Despite such evidence, the false assertions made by Smart Growth critics are having an effect. Gubernatorial candidates from Michigan to Pennsylvania, fearful that the smear will stick, are shrinking from talking about the progressive measures that are really needed to manage growth.
Certainly part of the problem is that Smart Growth proponents have been victimized by "no-growthers" who have appropriated the movement's language to oppose just about every kind of development.
In suburban Boston, for instance, town governments use anti-sprawl rhetoric to oppose affordable, multi-family housing.
When New Jersey's highest court recently upheld its Mt. Laurel doctrine, which says courts can order critically under-supplied localities to permit affordable housing, officials wailed that it would undercut their ability to control sprawl.
Another part of the problem is that Smart Growth leaders aren't putting housing affordability front and center in their message about the need to change American patterns of development. It's not enough to push for open space preservation; difficult as it can be sometimes. Open space protection is the low-hanging fruit in the Smart Growth orchard. Likewise, the Smart Growth advocate's work is not done with the imposition of an urban growth boundary.
Smart Growth advocates need to be very clear: This is a quality-of-life movement, and good housing in well-functioning neighborhoods is fundamental to quality of life. If it's not expanding housing choices and opportunities for all income levels, it's not smart.
But we must be equally clear about who is bringing the discussion of housing affordability to the civic table. It is Smart Growth advocates who have pointed out that, in most metro areas today, no one in government is responsible for ensuring that working families can find and afford a decent home within reasonable proximity to jobs and essential services. Meanwhile, virtually every jurisdiction has the right to abuse zoning provisions to exclude them - and too many do.

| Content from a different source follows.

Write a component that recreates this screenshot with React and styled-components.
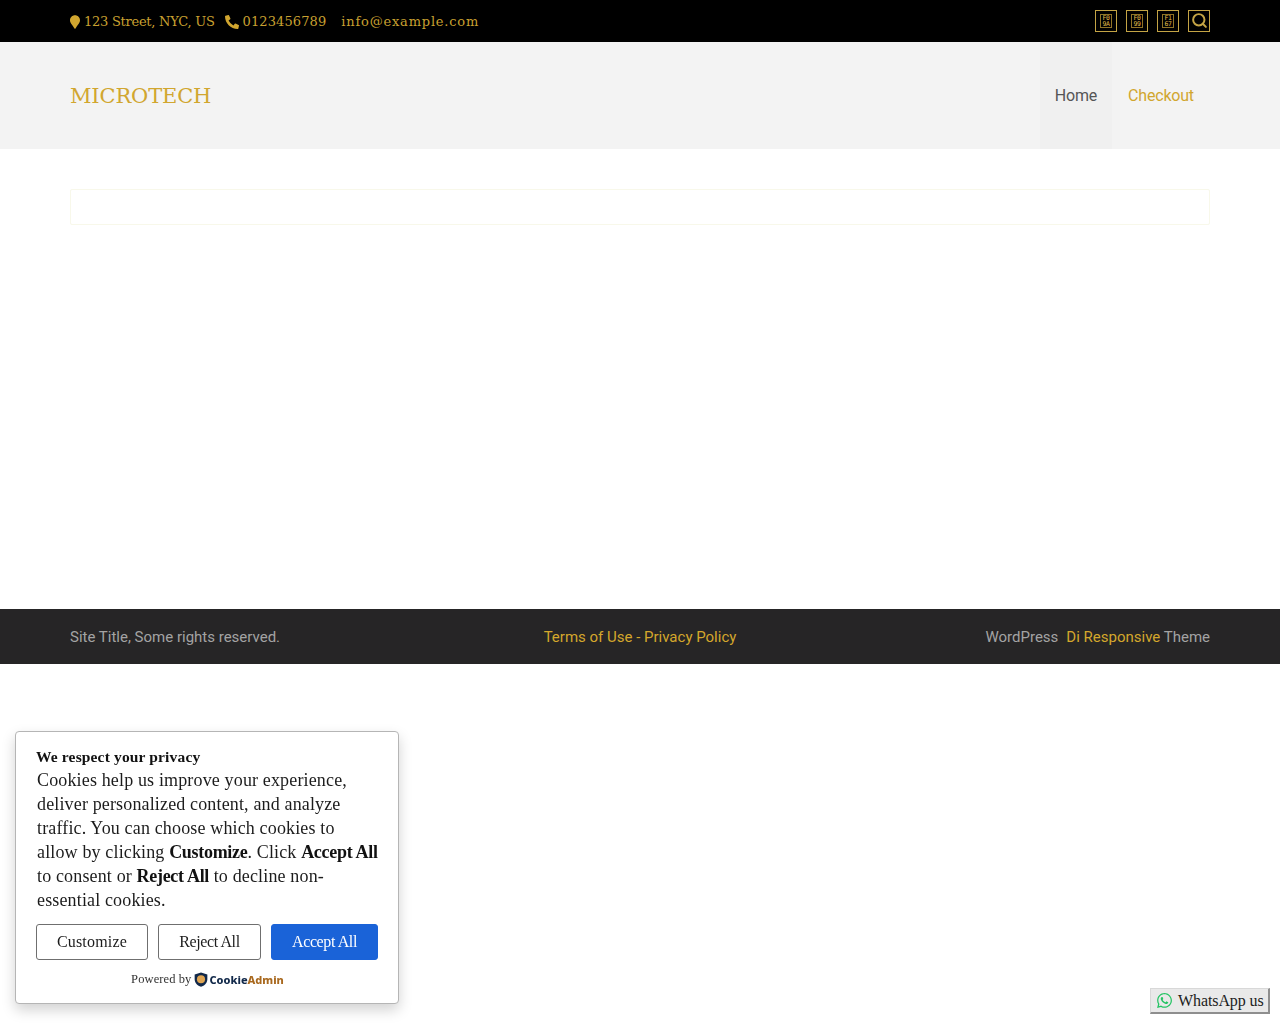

Until the movement made it an issue, the current critics of Smart Growth never voiced such concern about affordable housing. Instead, a comfortable development machine advocated sprawling growth and grew rich at the expense of the land, water, and working people.
The ground is indeed fertile for a movement whose motivation is all about creating more housing that is both affordable and located near jobs and amenities. The National Association of Realtors itself found in a recent poll that "nearly seven in 10 participants said they're being forced to work more or sacrifice to afford their current home," and 63 percent agreed that "the cost of housing is forcing my spouse or members of my family to work more to meet mortgage costs."
America can provide plenty of new housing, office and industrial space, schools, parks, and services. It can do so while also preserving open space and giving everyone easy access to rural retreats. We can do it by using land that's been developed, but using it more efficiently - putting housing on abandoned parking lots, establishing offices upstairs from shopping malls, and replacing abandoned gas stations with corner stores and apartments.
I signed on with the Smart Growth movement because I think it offers the best hope of expanding choices for people of all incomes and ages, whether that's a choice of housing types, neighborhood styles and locations, or travel options. Smart Growth is a non-partisan, market-driven movement. It's also the only way to design livable communities while keeping housing affordable and providing enough space for economic growth.
David Goldberg, a former member of the editorial board of the Atlanta Journal-Constitution, is the communications director for Smart Growth America. A version of this article was published by Planetizen.com. Reach Mr. Goldberg at firstname.lastname@example.org.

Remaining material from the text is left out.